Apenas hay transeúntes cuando bajo por una estrecha calle del barrio de la Ribeira buscando el Douro. El adoquinado de sus callejas y los edificios cubiertos de humedades me saludan con las primeras luces de la mañana, envolviéndome con una atmósfera que me embriaga. De las fachadas de sus edificios cuelgan tendederos de ropa y de los tejados emergen los graznidos de las gaviotas que han pasado allí la noche. Un borracho sube como puede la empinada callejuela apoyándose en cada portal, mientras en la plazuela contigua un barrendero trabaja los últimos momentos de sus turno de noche.

Poco a poco despierta al nuevo día la bulliciosa ciudad mercantil que da nombre a todo un país.

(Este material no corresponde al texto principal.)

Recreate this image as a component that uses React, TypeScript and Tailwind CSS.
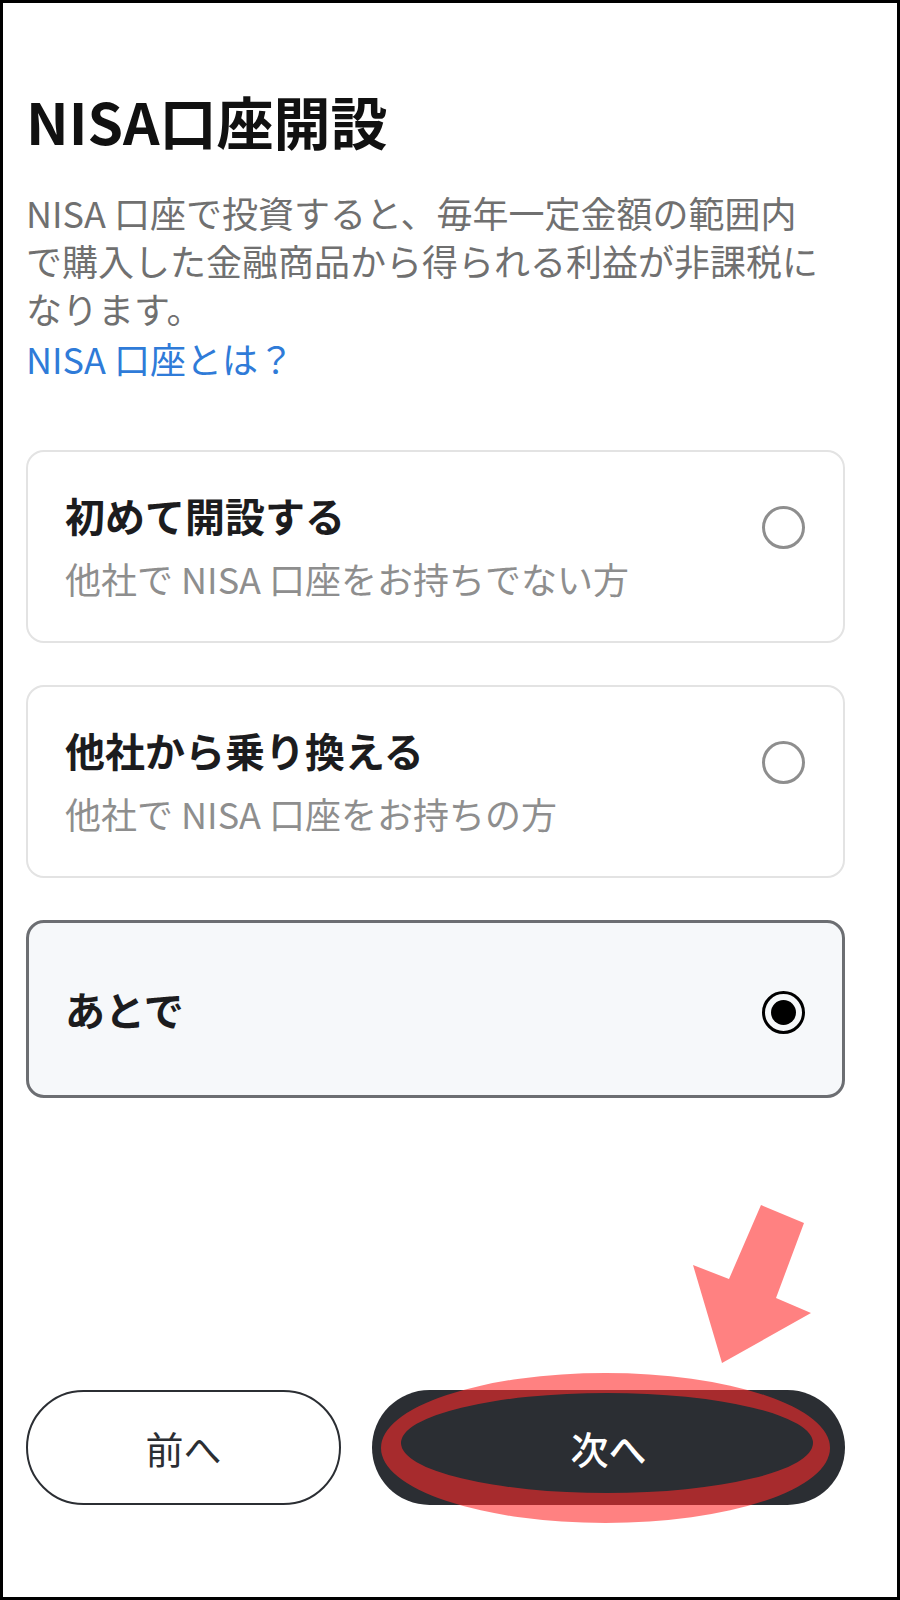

Camino por sus calles con el plano guardado en el bolsillo del pantalón pues el frescor de estas primeras horas me anima a pasear sin rumbo fijo. En breve la ciudad sosegada del amanecer se transformará en la urbe comercial, agitada, ruidosa y colorista que todos imaginamos a orillas del gran río internacional, junto a su desembocadura en el Atlántico, cargada de edificios victorianos y puentes históricos, del tipismo de sus rabelos y bodegas, de sus azulejos del color del mar y de sus viejos tranvías. La melancolía y la nostalgia del fado de Amalia Rodrigues fluye como el hilo musical de Oporto desde la ventana abierta de alguna casa; desde la ventana abierta de cualquier casa de esta ciudad cargada de historia y vida, que rivaliza con la misma Lisboa. Fluye como la banda sonara de este Oporto que me engancha y de todo Portugal.